I watched this on a rainy Tuesday while my cat was aggressively kneading my stomach, and honestly, the rhythmic physical discomfort of a 12-pound feline was the perfect accompaniment to the escalating anxiety on screen. It’s the kind of film that knows exactly what it is: a sleek, streaming-era "grip lit" adaptation that values atmosphere and a panicked Keira Knightley over reinventing the wheel.
A Floating Gilded Cage
The setup is pure wish-fulfillment-turned-nightmare. Lo Blacklock (Keira Knightley), a travel journalist who is—in true thriller fashion—recovering from a traumatic home invasion and perhaps leaning a bit too hard on the minibar, lands an assignment on the Aurora Borealis. It’s a boutique luxury yacht so exclusive it makes a Viking cruise look like a commute on a crowded bus.

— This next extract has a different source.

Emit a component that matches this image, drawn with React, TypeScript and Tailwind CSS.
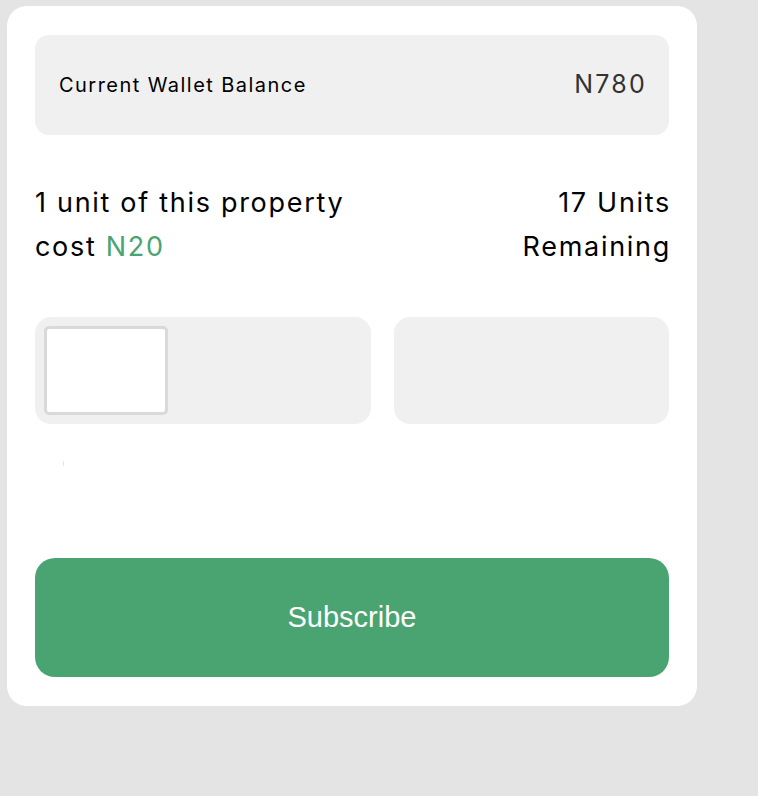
export default function App() {
  return (
    <div className="min-h-[796px] w-full bg-[#e4e4e4] pt-[6px] pl-[7px]">
      <div className="w-[690px] rounded-[20px] bg-white px-[28px] pt-[29px] pb-[29px] font-['Inter',sans-serif] text-black">
        {/* wallet */}
        <div className="flex h-[100px] items-center justify-between rounded-[14px] bg-[#f0f0f0] px-[24px]">
          <span className="text-[20px] tracking-[1.45px]">Current Wallet Balance</span>
          <span className="-mr-[2px] text-[25px] tracking-[2.2px] text-[#333]">N780</span>
        </div>

        {/* unit info */}
        <div className="mt-[46px] flex justify-between text-[27px] leading-[44px] tracking-[1.7px]">
          <div>
            <div>1 unit of this property</div>
            <div>
              cost <span className="text-[#4aa471]">N20</span>
            </div>
          </div>
          <div className="-mr-[2px] text-right">
            <div>17 Units</div>
            <div>Remaining</div>
          </div>
        </div>

        {/* inputs */}
        <div className="mt-[48px] flex gap-[23px]">
          <div className="h-[107px] w-[336px] rounded-[16px] bg-[#f0f0f0] p-[9px]">
            <input
              type="text"
              className="h-[89px] w-[124px] rounded-[5px] border-[3px] border-[#d9d9d9] bg-white outline-none"
            />
          </div>
          <div className="h-[107px] flex-1 rounded-[16px] bg-[#f0f0f0]" />
        </div>

        <div className="h-[134px] pt-[37px] pl-[28px]">
          <div className="h-[5px] w-px bg-[#e6e6e6]" />
        </div>

        <button className="flex h-[119px] w-full items-center justify-center rounded-[20px] bg-[#4aa471] font-['Liberation_Sans',Arial,sans-serif] text-[29px] text-white">
          Subscribe
        </button>
      </div>
    </div>
  )
}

Stone, who previously showed a knack for textured, quiet drama in The Dig (2021), uses the first twenty minutes to establish a sense of suffocating luxury. The cinematography by Ben Davis (who traded the cosmic scale of Eternals for the tight, mirrored corridors of a ship) makes the yacht feel both expansive and impossibly thin. When Lo hears a splash and sees what she’s certain is a body being dumped from the neighboring cabin, the film shifts gears. The problem? Cabin 10 is officially empty. No passenger is missing. The guest list is accounted for.
It’s basically 'Below Deck' if the guest list was curated by Agatha Christie on a Xanax bender. The film leans heavily into the isolation of the open ocean. In the current streaming landscape, we see a lot of these "destination thrillers," but The Woman in Cabin 10 manages to feel more grounded because it focuses so intently on Lo’s crumbling credibility.
Knightley on the Edge
We’ve seen Keira Knightley play the "woman on the verge" before, but here she sheds the period-piece poise for something much more jagged. She plays Lo as a woman who is acutely aware that her history of anxiety and a recent break-in make her the perfect person to ignore. There’s a frantic energy to her performance that carries the middle act when the plot starts to stretch the limits of logic.
She’s backed by a cast that feels almost over-qualified for a 95-minute thriller. Guy Pearce shows up as Richard Bullmer, the owner of the yacht, radiating the kind of "trust me" energy that usually suggests you should do the exact opposite. David Ajala provides a needed anchor as Ben, Lo’s ex-flame and fellow journalist, while Gugu Mbatha-Raw (who was so good in Loki and Belle) pops up in a role that I won’t spoil, but she brings a level of gravitas that the script sometimes lacks.
The chemistry between the ensemble is less about "whodunnit" and more about the social politics of the ultra-wealthy. There’s a biting contemporary edge to how the other passengers view Lo—not just as a possible "hysteric," but as an intruder in their tax-free paradise.
The Modern Mystery Machine
Produced by SISTER (the powerhouse behind Chernobyl), the film fits squarely into the 2020s trend of "prestige-lite" streaming content. It’s handsomely mounted, clearly had a budget that allowed for actual location shooting rather than just a green-screen "Volume," and it clocks in at a lean 95 minutes. In an era where every mid-range thriller thinks it needs to be a ten-part limited series, the brisk pacing is a genuine relief.
However, the film does grapple with the reality of being a contemporary adaptation. In Ruth Ware’s 2016 novel, the internal monologue does a lot of the heavy lifting. On screen, Stone has to rely on visual cues and Knightley’s face to convey the gaslighting. Turns out, watching a rich person lie to a tired journalist is the most relatable content of 2025, even if the logistics of the "missing" woman get a little convoluted toward the finish line.
One bit of trivia that cracked me up: the production reportedly had to deal with significant North Sea weather, which actually helped the actors look genuinely seasick and miserable. You can’t fake that kind of grey-tinged pallor, and it adds a layer of physical reality to Lo’s mental unraveling.
The Woman in Cabin 10 doesn't try to be the next Vertigo, and it’s better for it. It’s a solid, well-acted, and claustrophobic thriller that understands the assignment: give us a glamorous setting, a mystery that keeps us guessing through the second act, and a lead actress who can sell a nervous breakdown with a single wide-eyed stare. It’s the perfect "Friday night with a glass of wine" movie—just maybe don't watch it right before you book a cruise.